Given its geographic location, Mexico has been used as a staging and transshipment point for narcotics, illegal immigrants and other contraband destined for U.S. markets from Mexico, South America and elsewhere for decades. During the 1980s and early 1990s, Colombia’s Pablo Escobar was the main exporter of cocaine and dealt with organized criminal networks all over the world. When enforcement efforts intensified in South Florida and the Caribbean, the Colombian organizations formed partnerships with Mexico-based traffickers to transport cocaine through Mexico into the United States.
These new allegiances flourished, since Mexico had long been a major source of heroin and cannabis and possessed an infrastructure that stood ready to serve the Colombia-based traffickers. At first, the Mexican gangs were paid in cash for their transport services, but in the late 1980s, a settlement was reached wherein they would be compensated in product. Payment was usually 35 to 50 percent of each cocaine shipment, which meant that organizations from Mexico became involved in distribution as well as transportation, and quickly morphed into formidable traffickers in their own right.
With the demise of Colombia’s Cali and Medellín cartels in the 1990s, Mexican gangs stepped up to dominate the wholesale illicit drug market in the United States. Arrests and deaths of key leaders in recent years have led to increasing violence as rival cartels fight for control of the trafficking routes into the U.S. Amid this continuous power struggle, gang leaders often attempt to use law enforcement to their benefit, either by bribing Mexican officials to take certain action against an opponent, or by leaking intelligence about a rival’s operations to the Mexican government or the U.S. Drug Enforcement Administration (DEA). There is also mounting evidence of corruption amid border security and law enforcement officers, with suspicions being raised about agencies on both sides of the border.

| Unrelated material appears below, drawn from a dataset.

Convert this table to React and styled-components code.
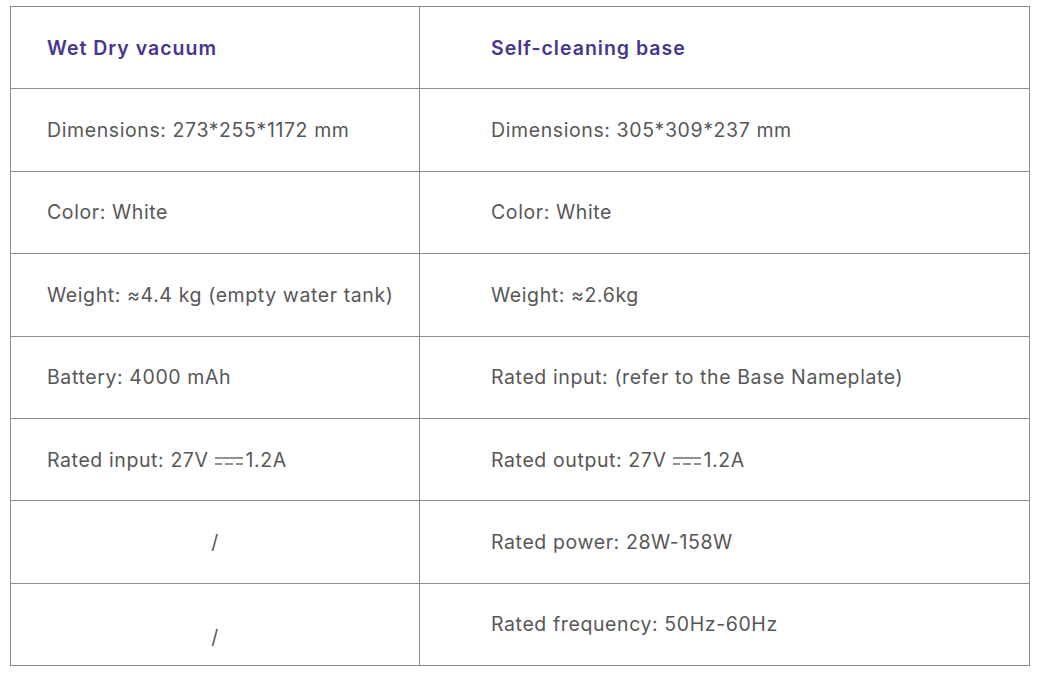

To many Mexicans, the rising count of gruesome drug-related murders is evidence that the government’s strategy to combat the cartels has failed. Current estimates put the death toll at close to 23,000 since Calderón took office in December 2006, with numbers increasing exponentially each year. The government insists that the majority of those killed in Mexico’s drug violence were involved in the narcotics trade. But a growing number of bystanders are dying in the crossfire, and Americans are among them.
Tania Lozoya, 15, of El Paso, Texas, was killed by a stray bullet at her Aunt’s house across the border in Ciudad Juárez in May 2009, after gunfire broke out when two men chased another man into the backyard of the residence. In December, a California assistant school principal, Augustin Salcedo, was killed after he was abducted from a restaurant along with five other men while he and his wife were visiting her hometown of Gomex Palacio, in the northern state of Durango. The motive for the mass abduction is still unknown.

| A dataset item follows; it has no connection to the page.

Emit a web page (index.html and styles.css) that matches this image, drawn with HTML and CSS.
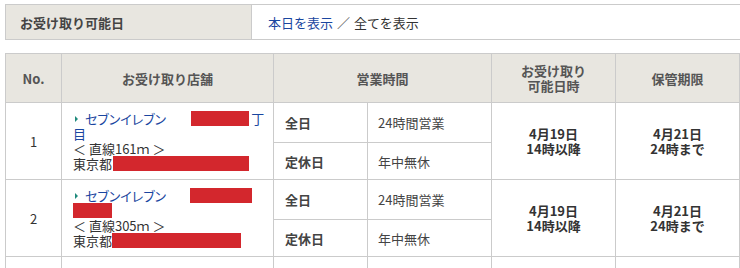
FILE: index.html
```html
<!DOCTYPE html>
<html lang="ja">
<head>
<meta charset="utf-8">
<title>お受け取り可能日</title>
<link rel="stylesheet" href="styles.css">
</head>
<body>
<div class="filter">
  <div class="filter-label">お受け取り可能日</div>
  <div class="filter-body"><a class="link" href="#">本日を表示</a><span class="sep">／</span>全てを表示</div>
</div>

<table class="stores">
  <colgroup>
    <col class="c-no"><col class="c-store"><col class="c-hlabel"><col class="c-hval"><col class="c-date"><col class="c-limit">
  </colgroup>
  <thead>
    <tr>
      <th>No.</th>
      <th>お受け取り店舗</th>
      <th colspan="2">営業時間</th>
      <th>お受け取り<br>可能日時</th>
      <th>保管期限</th>
    </tr>
  </thead>
  <tbody>
    <tr class="sub-a">
      <td rowspan="2" class="no">1</td>
      <td rowspan="2" class="store">
        <span class="tri"></span><a class="link shop" href="#">セブンイレブン</a><span class="redact r1a"></span><a class="link" href="#">丁</a><br>
        <a class="link" href="#">目</a><br>
        ＜ 直線161ｍ ＞<br>
        東京都<span class="redact r1b"></span>
      </td>
      <td class="hlabel">全日</td>
      <td class="hval">24時間営業</td>
      <td rowspan="2" class="date">4月19日<br>14時以降</td>
      <td rowspan="2" class="date">4月21日<br>24時まで</td>
    </tr>
    <tr class="sub-b">
      <td class="hlabel">定休日</td>
      <td class="hval">年中無休</td>
    </tr>
    <tr class="sub-a">
      <td rowspan="2" class="no">2</td>
      <td rowspan="2" class="store">
        <span class="tri"></span><a class="link shop" href="#">セブンイレブン</a><span class="redact r2a"></span><br>
        <span class="redact r2b"></span><br>
        ＜ 直線305ｍ ＞<br>
        東京都<span class="redact r2c"></span>
      </td>
      <td class="hlabel">全日</td>
      <td class="hval">24時間営業</td>
      <td rowspan="2" class="date">4月19日<br>14時以降</td>
      <td rowspan="2" class="date">4月21日<br>24時まで</td>
    </tr>
    <tr class="sub-b">
      <td class="hlabel">定休日</td>
      <td class="hval">年中無休</td>
    </tr>
    <tr class="empty">
      <td></td><td></td><td></td><td></td><td></td><td></td>
    </tr>
  </tbody>
</table>
</body>
</html>
```

FILE: styles.css
```css
html, body {
  margin: 0;
  padding: 0;
  background: #fff;
}
body {
  padding: 4px 0 0 5px;
  font-family: "Noto Sans CJK JP", "Noto Sans", sans-serif;
  font-size: 13px;
  color: #333;
}

.link {
  color: #1a46a0;
  text-decoration: none;
}

/* top filter bar */
.filter {
  display: flex;
  height: 34px;
  border-top: 1px solid #cbcbcb;
  border-bottom: 1px solid #cbcbcb;
  border-left: 1px solid #cbcbcb;
}
.filter-label {
  width: 231px;
  padding-left: 14px;
  background: #e8e6e0;
  border-right: 1px solid #cbcbcb;
  display: flex;
  align-items: center;
  font-weight: bold;
  color: #444;
}
.filter-body {
  flex: 1;
  padding-left: 16px;
  display: flex;
  align-items: center;
  color: #333;
}
.sep {
  margin: 0 4px;
  color: #555;
}

/* main table */
.stores {
  margin-top: 13px;
  width: 734px;
  border-collapse: collapse;
  table-layout: fixed;
}
.c-no { width: 56px; }
.c-store { width: 212px; }
.c-hlabel { width: 94px; }
.c-hval { width: 124px; }
.c-date { width: 124px; }
.c-limit { width: 124px; }

.stores th,
.stores td {
  border: 1px solid #cbcbcb;
  padding: 0;
}
.stores th {
  height: 48px;
  background: #e8e6e0;
  color: #555;
  font-weight: bold;
  line-height: 15px;
  text-align: center;
  vertical-align: middle;
}
.sub-a td { height: 39px; }
.sub-b td { height: 36px; }
.empty td { height: 30px; }

.no {
  text-align: center;
  vertical-align: middle;
  color: #333;
}
.store {
  padding: 0 4px 0 11px !important;
  line-height: 15px;
  vertical-align: middle;
  color: #333;
  white-space: nowrap;
}
.tri {
  display: inline-block;
  width: 0;
  height: 0;
  margin: 0 7px 2px 2px;
  border-left: 3px solid #1f8a7c;
  border-top: 3px solid transparent;
  border-bottom: 3px solid transparent;
  vertical-align: middle;
}
.shop {
  font-feature-settings: "palt";
}
.redact {
  display: inline-block;
  height: 15px;
  background: #d3272d;
  vertical-align: top;
}
.r1a { width: 58px; margin-left: 25px; margin-right: 2px; }
.r1b { width: 136px; margin-left: 1px; }
.r2a { width: 62px; margin-left: 24px; }
.r2b { width: 39px; }
.r2c { width: 129px; }

.hlabel {
  padding-left: 11px !important;
  font-weight: bold;
  color: #444;
  vertical-align: middle;
}
.hval {
  padding-left: 10px !important;
  color: #444;
  vertical-align: middle;
}
.date {
  text-align: center;
  vertical-align: middle;
  font-weight: bold;
  line-height: 15px;
  color: #333;
}
```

Other Americans appear to have been specifically targeted.
U.S. anti-kidnapping expert Felix Batista was abducted by gunmen in December 2008 in the northern city of Saltillo, where he had gone to advise local businessmen on how to avoid becoming victims of the country’s wave of kidnappings. He has not been found. And on March 13, 2010, gunmen believed to be linked to drug traffickers shot a pregnant American consulate worker and her husband to death in Ciudad Juárez. The same gunmen also killed the husband of another consular employee and wounded their two young children.
Americans, from border state governors to military analysts in Washington, have begun to question whether the mounting violence presents a threat to their own national security and, to the outrage of many Mexicans, whether the country will crumble under the strain of the war.
The Obama Administration released a critical report, called the 2010 National Methamphetamine Threat Assessment by the National Drug Intelligence Center of the Justice Department, that portrays drug cartels as easily able to circumvent the Mexican government’s restrictions on the importing of chemicals used to manufacture meth, which has reached its highest purity and lowest price in the United States since 2005. Closer to home, the report also points to increased cooperation between Mexican drug trafficking organizations and U.S.-based street and prison gangs to distribute illegal substances. In many areas, American gangs have used their alliances with Mexican cartels to facilitate an expansion of their midlevel and retail drug operations into more rural and suburban areas.
Responding to a growing sense that Mexico’s military-led fight against drug traffickers is not gaining ground, the U.S. and Mexico set their joint counternarcotics strategy on a new course in March 2010 by refocusing their efforts on strengthening civilian law enforcement institutions and rebuilding communities crippled by poverty and crime.
Under the new $331 million plan, American and Mexican agencies will work together to refocus border enforcement efforts away from building a better wall to creating systems that would allow goods and people to be screened before they reach crossing points. The plan also provides support for Mexican programs intended to strengthen communities where socioeconomic hardships force many young people into crime.
Even with these new initiatives under way, the drug-related violence in Mexico shows no signs of dissipating. The U.S State Department has warned against nonessential travel along the U.S.-Mexico border, especially in the violent cities of Ciudad Juárez and Tijuana, and allowed consulate employees to evacuate their families for the foreseeable future. As even Calderón has conceded, “It’s a war.”